(DATASET SECTION)

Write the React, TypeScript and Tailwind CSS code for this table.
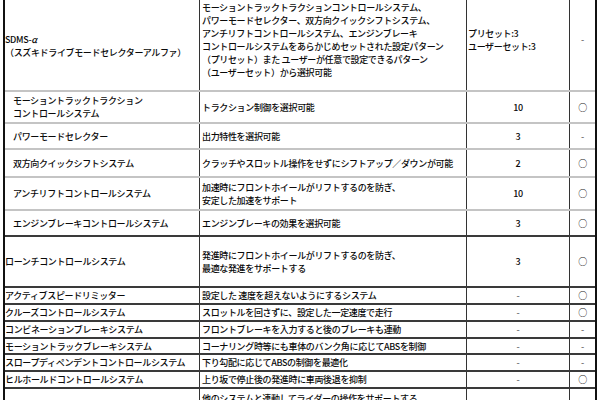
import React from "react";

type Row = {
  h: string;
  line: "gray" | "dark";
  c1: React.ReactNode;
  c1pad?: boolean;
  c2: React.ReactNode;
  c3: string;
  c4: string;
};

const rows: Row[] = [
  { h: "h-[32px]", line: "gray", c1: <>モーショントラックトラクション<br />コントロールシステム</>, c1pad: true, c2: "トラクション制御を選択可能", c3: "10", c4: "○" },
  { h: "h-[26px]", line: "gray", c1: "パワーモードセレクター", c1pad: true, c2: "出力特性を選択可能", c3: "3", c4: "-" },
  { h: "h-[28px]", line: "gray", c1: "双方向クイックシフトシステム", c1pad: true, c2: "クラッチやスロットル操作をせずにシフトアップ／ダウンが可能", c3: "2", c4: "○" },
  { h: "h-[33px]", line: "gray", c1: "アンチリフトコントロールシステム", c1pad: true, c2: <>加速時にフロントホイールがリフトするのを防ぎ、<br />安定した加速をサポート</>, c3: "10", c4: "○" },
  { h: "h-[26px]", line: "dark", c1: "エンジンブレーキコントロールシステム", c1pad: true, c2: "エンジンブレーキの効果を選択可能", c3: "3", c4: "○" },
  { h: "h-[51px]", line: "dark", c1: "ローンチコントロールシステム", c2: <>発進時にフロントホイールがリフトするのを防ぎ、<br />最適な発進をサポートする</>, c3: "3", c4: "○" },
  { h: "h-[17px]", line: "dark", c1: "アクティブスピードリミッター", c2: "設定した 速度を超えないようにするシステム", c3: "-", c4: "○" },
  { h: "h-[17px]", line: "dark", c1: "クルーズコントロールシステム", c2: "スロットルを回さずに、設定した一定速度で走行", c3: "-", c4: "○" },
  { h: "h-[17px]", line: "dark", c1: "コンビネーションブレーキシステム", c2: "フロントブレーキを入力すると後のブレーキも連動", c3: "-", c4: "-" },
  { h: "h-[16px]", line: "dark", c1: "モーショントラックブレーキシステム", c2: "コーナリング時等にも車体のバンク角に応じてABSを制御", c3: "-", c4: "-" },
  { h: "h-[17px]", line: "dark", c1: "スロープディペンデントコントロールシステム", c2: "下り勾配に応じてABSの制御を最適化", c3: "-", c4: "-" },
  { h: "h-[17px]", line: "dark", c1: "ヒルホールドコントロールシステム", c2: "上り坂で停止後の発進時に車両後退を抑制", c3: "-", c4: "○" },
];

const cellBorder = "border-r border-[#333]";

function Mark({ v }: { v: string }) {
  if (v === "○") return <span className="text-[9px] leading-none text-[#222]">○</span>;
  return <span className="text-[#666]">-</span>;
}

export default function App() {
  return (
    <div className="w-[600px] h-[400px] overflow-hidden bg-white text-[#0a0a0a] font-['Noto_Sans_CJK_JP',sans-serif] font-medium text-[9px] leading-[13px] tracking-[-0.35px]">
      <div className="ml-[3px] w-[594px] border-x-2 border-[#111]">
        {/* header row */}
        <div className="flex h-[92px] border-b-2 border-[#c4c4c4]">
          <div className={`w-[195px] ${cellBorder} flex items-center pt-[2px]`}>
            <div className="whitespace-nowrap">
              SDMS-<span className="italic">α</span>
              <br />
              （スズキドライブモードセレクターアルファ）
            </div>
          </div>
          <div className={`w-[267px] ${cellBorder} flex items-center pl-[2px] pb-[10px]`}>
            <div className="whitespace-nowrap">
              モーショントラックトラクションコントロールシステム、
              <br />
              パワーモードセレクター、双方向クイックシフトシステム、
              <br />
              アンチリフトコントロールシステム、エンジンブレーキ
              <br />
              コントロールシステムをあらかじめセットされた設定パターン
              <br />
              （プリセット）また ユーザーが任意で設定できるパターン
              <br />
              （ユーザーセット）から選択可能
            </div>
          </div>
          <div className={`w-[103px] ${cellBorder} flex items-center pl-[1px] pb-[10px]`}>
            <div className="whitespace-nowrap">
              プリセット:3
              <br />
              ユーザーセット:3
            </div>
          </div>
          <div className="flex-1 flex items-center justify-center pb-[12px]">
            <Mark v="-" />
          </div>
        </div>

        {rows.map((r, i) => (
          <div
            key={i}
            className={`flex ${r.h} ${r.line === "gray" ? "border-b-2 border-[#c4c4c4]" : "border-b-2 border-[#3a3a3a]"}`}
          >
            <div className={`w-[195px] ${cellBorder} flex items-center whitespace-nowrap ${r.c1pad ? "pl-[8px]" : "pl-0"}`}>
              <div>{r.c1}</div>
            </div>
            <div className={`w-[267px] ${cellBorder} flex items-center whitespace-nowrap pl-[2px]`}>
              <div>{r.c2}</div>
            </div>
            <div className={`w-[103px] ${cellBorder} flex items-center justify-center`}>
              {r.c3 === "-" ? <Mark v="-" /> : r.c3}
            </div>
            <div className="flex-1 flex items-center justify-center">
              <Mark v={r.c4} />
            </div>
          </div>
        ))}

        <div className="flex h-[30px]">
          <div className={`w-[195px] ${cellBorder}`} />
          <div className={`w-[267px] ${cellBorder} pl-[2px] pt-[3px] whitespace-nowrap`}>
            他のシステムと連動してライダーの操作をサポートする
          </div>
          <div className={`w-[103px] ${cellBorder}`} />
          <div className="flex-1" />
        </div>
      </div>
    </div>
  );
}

(WORK INSTRUCTIONS)
Exclude the images, then output the data above word for word.

(SOLUTION BELOW)
Write the React, TypeScript and Tailwind CSS code for this table.
import React from "react";

type Row = {
  h: string;
  line: "gray" | "dark";
  c1: React.ReactNode;
  c1pad?: boolean;
  c2: React.ReactNode;
  c3: string;
  c4: string;
};

const rows: Row[] = [
  { h: "h-[32px]", line: "gray", c1: <>モーショントラックトラクション<br />コントロールシステム</>, c1pad: true, c2: "トラクション制御を選択可能", c3: "10", c4: "○" },
  { h: "h-[26px]", line: "gray", c1: "パワーモードセレクター", c1pad: true, c2: "出力特性を選択可能", c3: "3", c4: "-" },
  { h: "h-[28px]", line: "gray", c1: "双方向クイックシフトシステム", c1pad: true, c2: "クラッチやスロットル操作をせずにシフトアップ／ダウンが可能", c3: "2", c4: "○" },
  { h: "h-[33px]", line: "gray", c1: "アンチリフトコントロールシステム", c1pad: true, c2: <>加速時にフロントホイールがリフトするのを防ぎ、<br />安定した加速をサポート</>, c3: "10", c4: "○" },
  { h: "h-[26px]", line: "dark", c1: "エンジンブレーキコントロールシステム", c1pad: true, c2: "エンジンブレーキの効果を選択可能", c3: "3", c4: "○" },
  { h: "h-[51px]", line: "dark", c1: "ローンチコントロールシステム", c2: <>発進時にフロントホイールがリフトするのを防ぎ、<br />最適な発進をサポートする</>, c3: "3", c4: "○" },
  { h: "h-[17px]", line: "dark", c1: "アクティブスピードリミッター", c2: "設定した 速度を超えないようにするシステム", c3: "-", c4: "○" },
  { h: "h-[17px]", line: "dark", c1: "クルーズコントロールシステム", c2: "スロットルを回さずに、設定した一定速度で走行", c3: "-", c4: "○" },
  { h: "h-[17px]", line: "dark", c1: "コンビネーションブレーキシステム", c2: "フロントブレーキを入力すると後のブレーキも連動", c3: "-", c4: "-" },
  { h: "h-[16px]", line: "dark", c1: "モーショントラックブレーキシステム", c2: "コーナリング時等にも車体のバンク角に応じてABSを制御", c3: "-", c4: "-" },
  { h: "h-[17px]", line: "dark", c1: "スロープディペンデントコントロールシステム", c2: "下り勾配に応じてABSの制御を最適化", c3: "-", c4: "-" },
  { h: "h-[17px]", line: "dark", c1: "ヒルホールドコントロールシステム", c2: "上り坂で停止後の発進時に車両後退を抑制", c3: "-", c4: "○" },
];

const cellBorder = "border-r border-[#333]";

function Mark({ v }: { v: string }) {
  if (v === "○") return <span className="text-[9px] leading-none text-[#222]">○</span>;
  return <span className="text-[#666]">-</span>;
}

export default function App() {
  return (
    <div className="w-[600px] h-[400px] overflow-hidden bg-white text-[#0a0a0a] font-['Noto_Sans_CJK_JP',sans-serif] font-medium text-[9px] leading-[13px] tracking-[-0.35px]">
      <div className="ml-[3px] w-[594px] border-x-2 border-[#111]">
        {/* header row */}
        <div className="flex h-[92px] border-b-2 border-[#c4c4c4]">
          <div className={`w-[195px] ${cellBorder} flex items-center pt-[2px]`}>
            <div className="whitespace-nowrap">
              SDMS-<span className="italic">α</span>
              <br />
              （スズキドライブモードセレクターアルファ）
            </div>
          </div>
          <div className={`w-[267px] ${cellBorder} flex items-center pl-[2px] pb-[10px]`}>
            <div className="whitespace-nowrap">
              モーショントラックトラクションコントロールシステム、
              <br />
              パワーモードセレクター、双方向クイックシフトシステム、
              <br />
              アンチリフトコントロールシステム、エンジンブレーキ
              <br />
              コントロールシステムをあらかじめセットされた設定パターン
              <br />
              （プリセット）また ユーザーが任意で設定できるパターン
              <br />
              （ユーザーセット）から選択可能
            </div>
          </div>
          <div className={`w-[103px] ${cellBorder} flex items-center pl-[1px] pb-[10px]`}>
            <div className="whitespace-nowrap">
              プリセット:3
              <br />
              ユーザーセット:3
            </div>
          </div>
          <div className="flex-1 flex items-center justify-center pb-[12px]">
            <Mark v="-" />
          </div>
        </div>

        {rows.map((r, i) => (
          <div
            key={i}
            className={`flex ${r.h} ${r.line === "gray" ? "border-b-2 border-[#c4c4c4]" : "border-b-2 border-[#3a3a3a]"}`}
          >
            <div className={`w-[195px] ${cellBorder} flex items-center whitespace-nowrap ${r.c1pad ? "pl-[8px]" : "pl-0"}`}>
              <div>{r.c1}</div>
            </div>
            <div className={`w-[267px] ${cellBorder} flex items-center whitespace-nowrap pl-[2px]`}>
              <div>{r.c2}</div>
            </div>
            <div className={`w-[103px] ${cellBorder} flex items-center justify-center`}>
              {r.c3 === "-" ? <Mark v="-" /> : r.c3}
            </div>
            <div className="flex-1 flex items-center justify-center">
              <Mark v={r.c4} />
            </div>
          </div>
        ))}

        <div className="flex h-[30px]">
          <div className={`w-[195px] ${cellBorder}`} />
          <div className={`w-[267px] ${cellBorder} pl-[2px] pt-[3px] whitespace-nowrap`}>
            他のシステムと連動してライダーの操作をサポートする
          </div>
          <div className={`w-[103px] ${cellBorder}`} />
          <div className="flex-1" />
        </div>
      </div>
    </div>
  );
}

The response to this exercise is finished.